INSTRUCTIONS FOR THE TASK:
Skip the pictures and repeat each line of the data exactly.

— Begin DATA EXTRACT —

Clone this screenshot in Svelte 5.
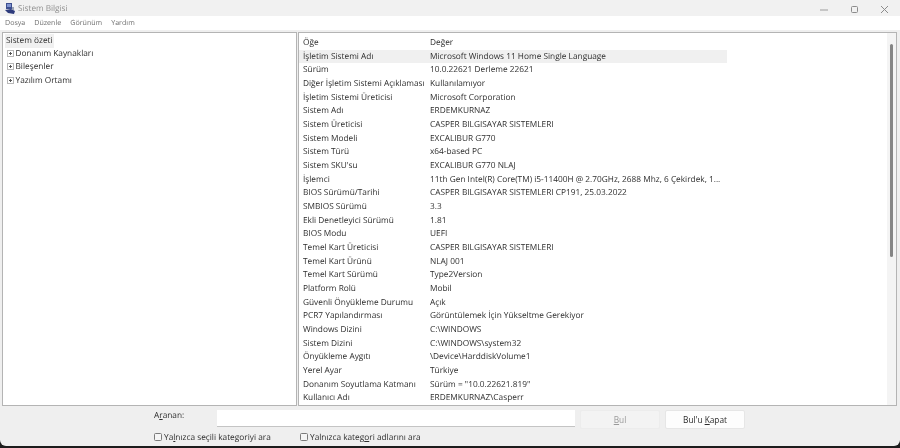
<script>
  const rows = [
    ['İşletim Sistemi Adı','Microsoft Windows 11 Home Single Language'],
    ['Sürüm','10.0.22621 Derleme 22621'],
    ['Diğer İşletim Sistemi Açıklaması','Kullanılamıyor'],
    ['İşletim Sistemi Üreticisi','Microsoft Corporation'],
    ['Sistem Adı','ERDEMKURNAZ'],
    ['Sistem Üreticisi','CASPER BILGISAYAR SISTEMLERI'],
    ['Sistem Modeli','EXCALIBUR G770'],
    ['Sistem Türü','x64-based PC'],
    ['Sistem SKU\'su','EXCALIBUR G770 NLAJ'],
    ['İşlemci','11th Gen Intel(R) Core(TM) i5-11400H @ 2.70GHz, 2688 Mhz, 6 Çekirdek, 1...'],
    ['BIOS Sürümü/Tarihi','CASPER BILGISAYAR SISTEMLERI CP191, 25.03.2022'],
    ['SMBIOS Sürümü','3.3'],
    ['Ekli Denetleyici Sürümü','1.81'],
    ['BIOS Modu','UEFI'],
    ['Temel Kart Üreticisi','CASPER BILGISAYAR SISTEMLERI'],
    ['Temel Kart Ürünü','NLAJ 001'],
    ['Temel Kart Sürümü','Type2Version'],
    ['Platform Rolü','Mobil'],
    ['Güvenli Önyükleme Durumu','Açık'],
    ['PCR7 Yapılandırması','Görüntülemek İçin Yükseltme Gerekiyor'],
    ['Windows Dizini','C:\\WINDOWS'],
    ['Sistem Dizini','C:\\WINDOWS\\system32'],
    ['Önyükleme Aygıtı','\\Device\\HarddiskVolume1'],
    ['Yerel Ayar','Türkiye'],
    ['Donanım Soyutlama Katmanı','Sürüm = "10.0.22621.819"'],
    ['Kullanıcı Adı','ERDEMKURNAZ\\Casperr'],
  ];
  const tree = ['Donanım Kaynakları','Bileşenler','Yazılım Ortamı'];
</script>

<div class="win">
  <header class="title">
    <svg class="logo" width="10" height="11" viewBox="0 0 10 11">
      <rect x="1" y="0" width="6" height="6" fill="#3d4f8f"/>
      <rect x="2" y="1" width="4" height="3" fill="#7f93cf"/>
      <path d="M0 7l6-1 4 2-1 3-6-1z" fill="#2d3b7c"/>
      <rect x="7" y="4" width="2" height="3" fill="#9aa3b5"/>
    </svg>
    <span class="title-text">Sistem Bilgisi</span>
    <div class="controls">
      <svg width="10" height="10" viewBox="0 0 10 10"><path d="M0 5h8" stroke="#9c9c9c" stroke-width="1"/></svg>
      <svg width="10" height="10" viewBox="0 0 10 10"><rect x="1.5" y="1.5" width="6" height="6" rx="1" fill="none" stroke="#8c8c8c"/></svg>
      <svg width="10" height="10" viewBox="0 0 10 10"><path d="M1 1l7 7M8 1l-7 7" stroke="#8c8c8c"/></svg>
    </div>
  </header>
  <nav class="menu">
    <span>Dosya</span><span>Düzenle</span><span>Görünüm</span><span>Yardım</span>
  </nav>
  <main class="panes">
    <section class="tree">
      <div class="summary"><span>Sistem özeti</span></div>
      {#each tree as t}
        <div class="node"><i class="plus"></i><span>{t}</span></div>
      {/each}
    </section>
    <section class="list">
      <div class="table">
        <div class="row head"><span class="k">Öğe</span><span class="v">Değer</span></div>
        {#each rows as r, i}
          <div class="row" class:sel={i === 0}><span class="k">{r[0]}</span><span class="v">{r[1]}</span></div>
        {/each}
      </div>
      <div class="scroll"><div class="thumb"></div></div>
    </section>
  </main>
  <footer class="find">
    <div class="line1">
      <span class="lbl">A<u>r</u>anan:</span>
      <div class="input"></div>
      <button class="btn off"><u>B</u>ul</button>
      <button class="btn">Bul'u <u>K</u>apat</button>
    </div>
    <div class="line2">
      <div class="chk c1"><i></i><span>Ya<u>l</u>nızca seçili kategoriyi ara</span></div>
      <div class="chk"><i></i><span>Yalnızca kateg<u>o</u>ri adlarını ara</span></div>
    </div>
  </footer>
</div>

<style>
  :global(body) { margin: 0; background: #1c1c1c; }
  .win {
    width: 900px; height: 446px; background: #efefef; overflow: hidden;
    border-radius: 0 0 6px 6px;
    font-family: "Open Sans", "Noto Sans", sans-serif; font-size: 8.3px; color: #2e2e2e;
    text-rendering: geometricPrecision;
    display: flex; flex-direction: column;
    filter: blur(0.3px);
  }
  .title { height: 16px; background: #f1f1f1; display: flex; align-items: center; padding-left: 5px; flex: none; }
  .logo { margin-right: 3px; }
  .title-text { color: #8f8f8f; font-size: 8.2px; }
  .controls { margin-left: auto; display: flex; gap: 20px; padding-right: 10px; padding-top: 3px; }
  .menu { height: 14px; background: #fff; display: flex; gap: 9px; padding-left: 5px; align-items: center; color: #6f6f6f; flex: none; font-size: 7.1px; }
  .panes { display: flex; gap: 1px; height: 374px; margin: 2px 3px 0 2px; flex: none; }
  .tree { width: 295px; border: 1px solid #b4b4b4; background: #fff; box-sizing: border-box; padding: 0 2px; }
  .summary { height: 15px; }
  .summary span { background: #f0f0f0; padding: 0 1px; display: inline-block; line-height: 14px; margin-top: 1px; }
  .node { display: flex; align-items: center; height: 13.3px; padding-left: 2px; gap: 1.5px; margin-top: -1px; margin-bottom: 1px; }
  .plus { width: 7px; height: 7px; border: 1px solid #b8b8b8; box-sizing: border-box; position: relative; }
  .plus::before { content: ""; position: absolute; left: 1px; top: 2px; width: 3px; height: 1px; background: #555; }
  .plus::after { content: ""; position: absolute; left: 2px; top: 1px; width: 1px; height: 3px; background: #555; }
  .list { flex: 1; border: 1px solid #b4b4b4; background: #fff; box-sizing: border-box; display: flex; }
  .table { flex: 1; padding: 2px 0 0 0; }
  .row { height: 13.68px; line-height: 13.68px; display: flex; width: 428px; white-space: nowrap; }
  .head { height: 14.6px; line-height: 15px; }
  .k { width: 131px; padding-left: 4px; box-sizing: border-box; flex: none; }
  .v { flex: 1; }
  .sel { background: #f0f0f0; }
  .scroll { width: 9px; background: #f4f4f4; flex: none; padding: 11px 3px 0 3px; box-sizing: border-box; }
  .thumb { width: 3px; height: 213px; background: #858585; border-radius: 2px; }
  .find { flex: 1; display: flex; flex-direction: column; }
  .line1 { display: flex; align-items: flex-start; margin-top: 4px; height: 19px; }
  .lbl { margin-left: 154px; width: 63px; line-height: 11px; flex: none; }
  .input { width: 358px; height: 17px; background: #fff; border-bottom: 1px solid #c4c4c4; box-sizing: border-box; margin-right: 5px; }
  .btn { width: 80px; height: 19px; border: 1px solid #e6e6e6; border-radius: 2px; background: #fdfdfd; font: inherit; color: #2a2a2a; padding: 0; margin: 0 5px 0 0; }
  .btn.off { background: #f3f3f3; color: #9a9a9a; border-color: #ececec; }
  .line2 { display: flex; margin-top: 2px; padding-left: 154px; }
  .chk { display: flex; align-items: center; gap: 2px; height: 12px; }
  .c1 { width: 146px; }
  .chk i { width: 8px; height: 8px; border: 1px solid #7a7a7a; border-radius: 1.5px; background: #f5f5f5; box-sizing: border-box; }
</style>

— End DATA EXTRACT —

SOLUTION TO THIS TASK:
Clone this screenshot in Svelte 5.
<script>
  const rows = [
    ['İşletim Sistemi Adı','Microsoft Windows 11 Home Single Language'],
    ['Sürüm','10.0.22621 Derleme 22621'],
    ['Diğer İşletim Sistemi Açıklaması','Kullanılamıyor'],
    ['İşletim Sistemi Üreticisi','Microsoft Corporation'],
    ['Sistem Adı','ERDEMKURNAZ'],
    ['Sistem Üreticisi','CASPER BILGISAYAR SISTEMLERI'],
    ['Sistem Modeli','EXCALIBUR G770'],
    ['Sistem Türü','x64-based PC'],
    ['Sistem SKU\'su','EXCALIBUR G770 NLAJ'],
    ['İşlemci','11th Gen Intel(R) Core(TM) i5-11400H @ 2.70GHz, 2688 Mhz, 6 Çekirdek, 1...'],
    ['BIOS Sürümü/Tarihi','CASPER BILGISAYAR SISTEMLERI CP191, 25.03.2022'],
    ['SMBIOS Sürümü','3.3'],
    ['Ekli Denetleyici Sürümü','1.81'],
    ['BIOS Modu','UEFI'],
    ['Temel Kart Üreticisi','CASPER BILGISAYAR SISTEMLERI'],
    ['Temel Kart Ürünü','NLAJ 001'],
    ['Temel Kart Sürümü','Type2Version'],
    ['Platform Rolü','Mobil'],
    ['Güvenli Önyükleme Durumu','Açık'],
    ['PCR7 Yapılandırması','Görüntülemek İçin Yükseltme Gerekiyor'],
    ['Windows Dizini','C:\\WINDOWS'],
    ['Sistem Dizini','C:\\WINDOWS\\system32'],
    ['Önyükleme Aygıtı','\\Device\\HarddiskVolume1'],
    ['Yerel Ayar','Türkiye'],
    ['Donanım Soyutlama Katmanı','Sürüm = "10.0.22621.819"'],
    ['Kullanıcı Adı','ERDEMKURNAZ\\Casperr'],
  ];
  const tree = ['Donanım Kaynakları','Bileşenler','Yazılım Ortamı'];
</script>

<div class="win">
  <header class="title">
    <svg class="logo" width="10" height="11" viewBox="0 0 10 11">
      <rect x="1" y="0" width="6" height="6" fill="#3d4f8f"/>
      <rect x="2" y="1" width="4" height="3" fill="#7f93cf"/>
      <path d="M0 7l6-1 4 2-1 3-6-1z" fill="#2d3b7c"/>
      <rect x="7" y="4" width="2" height="3" fill="#9aa3b5"/>
    </svg>
    <span class="title-text">Sistem Bilgisi</span>
    <div class="controls">
      <svg width="10" height="10" viewBox="0 0 10 10"><path d="M0 5h8" stroke="#9c9c9c" stroke-width="1"/></svg>
      <svg width="10" height="10" viewBox="0 0 10 10"><rect x="1.5" y="1.5" width="6" height="6" rx="1" fill="none" stroke="#8c8c8c"/></svg>
      <svg width="10" height="10" viewBox="0 0 10 10"><path d="M1 1l7 7M8 1l-7 7" stroke="#8c8c8c"/></svg>
    </div>
  </header>
  <nav class="menu">
    <span>Dosya</span><span>Düzenle</span><span>Görünüm</span><span>Yardım</span>
  </nav>
  <main class="panes">
    <section class="tree">
      <div class="summary"><span>Sistem özeti</span></div>
      {#each tree as t}
        <div class="node"><i class="plus"></i><span>{t}</span></div>
      {/each}
    </section>
    <section class="list">
      <div class="table">
        <div class="row head"><span class="k">Öğe</span><span class="v">Değer</span></div>
        {#each rows as r, i}
          <div class="row" class:sel={i === 0}><span class="k">{r[0]}</span><span class="v">{r[1]}</span></div>
        {/each}
      </div>
      <div class="scroll"><div class="thumb"></div></div>
    </section>
  </main>
  <footer class="find">
    <div class="line1">
      <span class="lbl">A<u>r</u>anan:</span>
      <div class="input"></div>
      <button class="btn off"><u>B</u>ul</button>
      <button class="btn">Bul'u <u>K</u>apat</button>
    </div>
    <div class="line2">
      <div class="chk c1"><i></i><span>Ya<u>l</u>nızca seçili kategoriyi ara</span></div>
      <div class="chk"><i></i><span>Yalnızca kateg<u>o</u>ri adlarını ara</span></div>
    </div>
  </footer>
</div>

<style>
  :global(body) { margin: 0; background: #1c1c1c; }
  .win {
    width: 900px; height: 446px; background: #efefef; overflow: hidden;
    border-radius: 0 0 6px 6px;
    font-family: "Open Sans", "Noto Sans", sans-serif; font-size: 8.3px; color: #2e2e2e;
    text-rendering: geometricPrecision;
    display: flex; flex-direction: column;
    filter: blur(0.3px);
  }
  .title { height: 16px; background: #f1f1f1; display: flex; align-items: center; padding-left: 5px; flex: none; }
  .logo { margin-right: 3px; }
  .title-text { color: #8f8f8f; font-size: 8.2px; }
  .controls { margin-left: auto; display: flex; gap: 20px; padding-right: 10px; padding-top: 3px; }
  .menu { height: 14px; background: #fff; display: flex; gap: 9px; padding-left: 5px; align-items: center; color: #6f6f6f; flex: none; font-size: 7.1px; }
  .panes { display: flex; gap: 1px; height: 374px; margin: 2px 3px 0 2px; flex: none; }
  .tree { width: 295px; border: 1px solid #b4b4b4; background: #fff; box-sizing: border-box; padding: 0 2px; }
  .summary { height: 15px; }
  .summary span { background: #f0f0f0; padding: 0 1px; display: inline-block; line-height: 14px; margin-top: 1px; }
  .node { display: flex; align-items: center; height: 13.3px; padding-left: 2px; gap: 1.5px; margin-top: -1px; margin-bottom: 1px; }
  .plus { width: 7px; height: 7px; border: 1px solid #b8b8b8; box-sizing: border-box; position: relative; }
  .plus::before { content: ""; position: absolute; left: 1px; top: 2px; width: 3px; height: 1px; background: #555; }
  .plus::after { content: ""; position: absolute; left: 2px; top: 1px; width: 1px; height: 3px; background: #555; }
  .list { flex: 1; border: 1px solid #b4b4b4; background: #fff; box-sizing: border-box; display: flex; }
  .table { flex: 1; padding: 2px 0 0 0; }
  .row { height: 13.68px; line-height: 13.68px; display: flex; width: 428px; white-space: nowrap; }
  .head { height: 14.6px; line-height: 15px; }
  .k { width: 131px; padding-left: 4px; box-sizing: border-box; flex: none; }
  .v { flex: 1; }
  .sel { background: #f0f0f0; }
  .scroll { width: 9px; background: #f4f4f4; flex: none; padding: 11px 3px 0 3px; box-sizing: border-box; }
  .thumb { width: 3px; height: 213px; background: #858585; border-radius: 2px; }
  .find { flex: 1; display: flex; flex-direction: column; }
  .line1 { display: flex; align-items: flex-start; margin-top: 4px; height: 19px; }
  .lbl { margin-left: 154px; width: 63px; line-height: 11px; flex: none; }
  .input { width: 358px; height: 17px; background: #fff; border-bottom: 1px solid #c4c4c4; box-sizing: border-box; margin-right: 5px; }
  .btn { width: 80px; height: 19px; border: 1px solid #e6e6e6; border-radius: 2px; background: #fdfdfd; font: inherit; color: #2a2a2a; padding: 0; margin: 0 5px 0 0; }
  .btn.off { background: #f3f3f3; color: #9a9a9a; border-color: #ececec; }
  .line2 { display: flex; margin-top: 2px; padding-left: 154px; }
  .chk { display: flex; align-items: center; gap: 2px; height: 12px; }
  .c1 { width: 146px; }
  .chk i { width: 8px; height: 8px; border: 1px solid #7a7a7a; border-radius: 1.5px; background: #f5f5f5; box-sizing: border-box; }
</style>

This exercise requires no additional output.